Almeno un po’, di tempo, ad Allegri però ne serviva e ne serve. All’indomani della chiusura del mercato, su Tuttosport abbiamo sottolineato come la società abbia costruito «La Juve di Max, ribaltata in otto mesi», evidenziando i sei cambi tra la “squadra ideale” del settembre 2021 e la “squadra ideale” di adesso. Sei cambi, due per reparto: Bremer e Gatti, o Bonucci considerando l’undici titolare, per De Ligt e Chiellini; Pogba e Paredes per Locatelli (o Rabiot) e Bentancur; Di Maria e Vlahovic per Dybala e Morata. Sei cambi (ai quali aggiungere gli innesti di Miretti, Kostic e Milik), per quanto quasi sempre migliorativi (quasi sempre perché Bremer e Gatti non sono al livello di De Ligt e Chiellini), richiedono però tempo per essere assorbiti. Tanto più che alcuni sono stati piuttosto recenti: Paredes, l’uomo destinato a dettare i tempi, è sceso in campo a Firenze due giorni dopo essersi presentato ai nuovi compagni, Milik è arrivato poco più di una settimana fa, Kostic da meno di un mese. Una situazione che ricorda un po’ l’inizio della stagione 2015-16, quando la Juventus, anche allora guidata da Allegri, aveva cambiato moltissimo (peraltro perdendo Pirlo, Vidal e Tevez) e iniziato anche decisamente peggio di adesso, con appena una vittoria, due pareggi e due sconfitte nelle prime cinque giornate. Tra l’altro il giocatore che più degli altri deve garantire la continuità con il passato e trasmettere un certo tipo di mentalità, Bonucci, e i due acquisti che più degli altri possono alzare la qualità della squadra bianconera, Pogba e Di Maria, sono stati tutti vittime di infortuni.

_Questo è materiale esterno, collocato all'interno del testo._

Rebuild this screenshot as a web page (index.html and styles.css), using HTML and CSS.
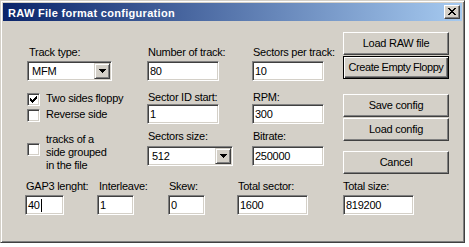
FILE: index.html
```html
<!DOCTYPE html>
<html>
<head>
<meta charset="utf-8">
<title>RAW File format configuration</title>
<link rel="stylesheet" href="styles.css">
</head>
<body>
<div class="window">
  <div class="titlebar">
    <span class="title">RAW File format configuration</span>
    <span class="close"><svg width="14" height="12" viewBox="0 0 14 12" shape-rendering="crispEdges"><path d="M3 2h2v1H3zM9 2h2v1H9zM4 3h2v1H4zM8 3h2v1H8zM5 4h4v1H5zM6 5h2v1H6zM5 6h4v1H5zM4 7h2v1H4zM8 7h2v1H8zM3 8h2v1H3zM9 8h2v1H9z"/></svg></span>
  </div>
  <div class="client">
    <div class="top">
      <div class="col col1">
        <div class="label label-in2">Track type:</div>
        <div class="combo combo-mfm gap-s">
          <span class="combo-text">MFM</span>
          <span class="combo-btn"><svg width="14" height="14" viewBox="0 0 14 14" shape-rendering="crispEdges"><path d="M4 5h7v1H4zM5 6h5v1H5zM6 7h3v1H6zM7 8h1v1H7z"/></svg></span>
        </div>
        <div class="check check-first">
          <span class="box"><svg width="11" height="11" viewBox="0 0 11 11" shape-rendering="crispEdges"><path d="M2 4h1v3H2zM3 5h1v3H3zM4 6h1v3H4zM5 5h1v3H5zM6 4h1v3H6zM7 3h1v3H7zM8 2h1v3H8z"/></svg></span>
          <span class="check-text">Two sides floppy</span>
        </div>
        <div class="check">
          <span class="box"></span>
          <span class="check-text">Reverse side</span>
        </div>
        <div class="check check-multi">
          <span class="box"></span>
          <span class="check-text multi">tracks of a side grouped in the file</span>
        </div>
      </div>
      <div class="col col2">
        <div class="label">Number of track:</div>
        <div class="edit w72 gap-s">80</div>
        <div class="label gap-m">Sector ID start:</div>
        <div class="edit w72">1</div>
        <div class="label gap-l">Sectors size:</div>
        <div class="combo combo-size gap-t">
          <span class="combo-text">512</span>
          <span class="combo-btn"><svg width="14" height="14" viewBox="0 0 14 14" shape-rendering="crispEdges"><path d="M4 5h7v1H4zM5 6h5v1H5zM6 7h3v1H6zM7 8h1v1H7z"/></svg></span>
        </div>
      </div>
      <div class="col col3">
        <div class="label">Sectors per track:</div>
        <div class="edit w72 gap-s">10</div>
        <div class="label gap-m">RPM:</div>
        <div class="edit w72">300</div>
        <div class="label gap-l">Bitrate:</div>
        <div class="edit w72 gap-t">250000</div>
      </div>
      <div class="buttons">
        <div class="btn">Load RAW file</div>
        <div class="btn btn-default gap-1">Create Empty Floppy</div>
        <div class="btn gap-save">Save config</div>
        <div class="btn gap-1">Load config</div>
        <div class="btn gap-cancel">Cancel</div>
      </div>
    </div>
    <div class="bottom">
      <div class="field f-gap">
        <div class="label">GAP3 lenght:</div>
        <div class="edit w39 gap-s">40<span class="caret"></span></div>
      </div>
      <div class="field f-inter">
        <div class="label label-in2">Interleave:</div>
        <div class="edit w37 gap-s">1</div>
      </div>
      <div class="field f-skew">
        <div class="label">Skew:</div>
        <div class="edit w37 gap-s">0</div>
      </div>
      <div class="field f-total">
        <div class="label">Total sector:</div>
        <div class="edit w71 gap-s">1600</div>
      </div>
      <div class="field">
        <div class="label label-in0">Total size:</div>
        <div class="edit w71 gap-s">819200</div>
      </div>
    </div>
  </div>
</div>
</body>
</html>
```

FILE: styles.css
```css
* { box-sizing: border-box; }

html, body {
  margin: 0;
  padding: 0;
  background: #ffffff;
}

body {
  font-family: "Liberation Sans", Arial, sans-serif;
  font-size: 11px;
  letter-spacing: -0.25px;
  color: #000000;
}

.window {
  width: 465px;
  height: 243px;
  background: #d4d0c8;
  border: 1px solid;
  border-color: #d4d0c8 #404040 #404040 #d4d0c8;
  box-shadow: inset 1px 1px #ffffff, inset -1px -1px #808080;
  padding: 2px;
  display: flex;
  flex-direction: column;
}

/* title bar */
.titlebar {
  height: 18px;
  flex: none;
  display: flex;
  align-items: flex-start;
  background: linear-gradient(to right, #0a246a, #a6caf0);
  padding: 0 2px 0 5px;
}

.title {
  flex: 1;
  color: #ffffff;
  font-weight: bold;
  letter-spacing: 0.3px;
  line-height: 18px;
  padding-top: 1px;
  white-space: nowrap;
}

.close {
  width: 16px;
  height: 14px;
  margin-top: 2px;
  background: #d4d0c8;
  border: 1px solid;
  border-color: #ffffff #404040 #404040 #ffffff;
  box-shadow: inset -1px -1px #808080;
  display: flex;
}

.close svg { display: block; }

/* client area */
.client {
  flex: 1;
  display: flex;
  flex-direction: column;
}

.top {
  height: 159px;
  display: flex;
  align-items: flex-start;
  padding-left: 24px;
}

.col {
  display: flex;
  flex-direction: column;
  align-items: flex-start;
  margin-top: 25px;
}

.col1 { width: 120px; }
.col2 { width: 105px; }
.col3 { width: 91px; }

.buttons {
  display: flex;
  flex-direction: column;
  margin-top: 11px;
}

.label {
  line-height: 13px;
  height: 13px;
  padding-left: 1px;
  white-space: nowrap;
}

.label-in2 { padding-left: 2px; }
.label-in0 { padding-left: 0; }

.gap-s { margin-top: 2px; }
.gap-t { margin-top: 3px; }
.gap-m { margin-top: 10px; }
.gap-l { margin-top: 6px; }
.gap-1 { margin-top: 1px; }
.gap-save { margin-top: 15px; }
.gap-cancel { margin-top: 10px; }

/* sunken edit */
.edit {
  height: 20px;
  background: #ffffff;
  border: 1px solid;
  border-color: #808080 #ffffff #ffffff #808080;
  box-shadow: inset 1px 1px #404040, inset -1px -1px #d4d0c8;
  padding: 1px 2px;
  line-height: 16px;
  white-space: nowrap;
}

.w72 { width: 72px; }
.w71 { width: 71px; }
.w39 { width: 39px; }
.w37 { width: 37px; }

.caret {
  display: inline-block;
  width: 1px;
  height: 13px;
  background: #000000;
  vertical-align: -3px;
  margin-left: 1px;
}

/* combo box */
.combo {
  height: 20px;
  background: #ffffff;
  border: 1px solid;
  border-color: #808080 #ffffff #ffffff #808080;
  box-shadow: inset 1px 1px #404040, inset -1px -1px #d4d0c8;
  padding: 1px;
  display: flex;
}

.combo-mfm { width: 85px; }
.combo-size { width: 86px; }

.combo-text {
  flex: 1;
  line-height: 16px;
  padding-left: 3px;
}

.combo-btn {
  width: 16px;
  height: 16px;
  background: #d4d0c8;
  border: 1px solid;
  border-color: #d4d0c8 #404040 #404040 #d4d0c8;
  box-shadow: inset 1px 1px #ffffff, inset -1px -1px #808080;
  display: flex;
}

.combo-btn svg { display: block; }

/* checkboxes */
.check {
  display: flex;
  align-items: flex-start;
  height: 16px;
}

.check-first { margin-top: 11px; }

.check-multi {
  height: auto;
  margin-top: 9px;
}

.box {
  width: 13px;
  height: 13px;
  margin-top: 1px;
  background: #ffffff;
  border: 1px solid;
  border-color: #808080 #ffffff #ffffff #808080;
  box-shadow: inset 1px 1px #404040, inset -1px -1px #d4d0c8;
  display: flex;
  flex: none;
}

.box svg { display: block; }

.check-multi .box { margin-top: 10px; }

.check-text {
  margin-left: 6px;
  line-height: 13px;
  white-space: nowrap;
}

.multi {
  white-space: normal;
  width: 68px;
}

/* push buttons */
.btn {
  width: 106px;
  height: 23px;
  background: #d4d0c8;
  border: 1px solid;
  border-color: #ffffff #404040 #404040 #ffffff;
  box-shadow: inset -1px -1px #808080;
  text-align: center;
  line-height: 20px;
  white-space: nowrap;
}

.btn-default {
  border-color: #000000;
  box-shadow: inset 1px 1px #ffffff, inset -1px -1px #404040, inset -2px -2px #808080;
  letter-spacing: -0.45px;
}

/* bottom row */
.bottom {
  display: flex;
  padding-left: 22px;
}

.field {
  display: flex;
  flex-direction: column;
  align-items: flex-start;
}

.f-gap { width: 72px; }
.f-inter { width: 71px; }
.f-skew { width: 69px; }
.f-total { width: 106px; }
```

Pogba non ha ancora giocato e non lo farà prima di ottobre, Di Maria e Bonucci si sono fermati dopo il Sassuolo rientrando il primo con lo Spezia e il secondo a Firenze.

...ma anche svoltare in fretta

Proprio al Franchi, il turnover necessario giocando ogni tre giorni e gli acciacchi di Rabiot hanno portato Allegri a schierare un centrocampo inedito, col debuttante Paredes tra Locatelli e McKennie, al posto del terzetto formato dall’azzurro, Rabiot e Miretti che aveva funzionato bene con Roma e Spezia. Debutto dall’inizio anche per Milik in attacco. Le cose hanno funzionato per una mezzora, durante la quale McKennie ha sprecato l’occasione del 2-0 rinunciando a calciare da ottima posizione, poi il pressing viola ha messo in evidenza i limiti di intesa dei bianconeri, finiti schiacciati nella propria metà campo e apparsi nettamente meno reattivi dei rivali (problema di cui parliamo nella pagina a fianco). Così la Juve vista nell’ultima ora di gioco al Franchi ha rivaleggiato con quella che aveva pareggiato con la Sampdoria a Marassi per meritarsi l’etichetta di peggiore della stagione. E non è una questione estetica: nei primi cinque anni di Allegri ci sono state partite in cui la squadra lasciava possesso e campo, ma dando la sensazione da un lato di poter essere pericolosa ogni volta che riconquistava palla, dall’altro che gli avversari avrebbero potuto giocare per 180 minuti senza riuscire a tirare. In queste prime cinque giornate invece la Juve ha effettuato 52 tiri e ne ha subiti 59 (dati Wyscout): bilancio negativo frutto degli alti e bassi mostrati. Alti e bassi, sì, perché la Juventus 2022-23 ha mostrato anche alti (tanto che, in attesa di Monza-Atalanta, è a -2 dalla vetta): alla prima di campionato contro il Sassuolo, con l’eccezione di sette-otto minuti di sbandamento prima del cooling break del primo tempo, alla terza contro la Roma, quando per un’ora ha dominato il campo, nelle fasi iniziali contro Spezia e Fiorentina. Sprazzi di quello che può essere. Perché quegli sprazzi diventino la normalità occorre tempo, ma il calendario ne offre poco perché nei prossimi due mesi la Juventus si gioca 30 punti in Serie A e l’accesso agli ottavi di Champions: Allegri deve riuscire a farselo bastare, come Theoden in quella scena di “Le due torri”.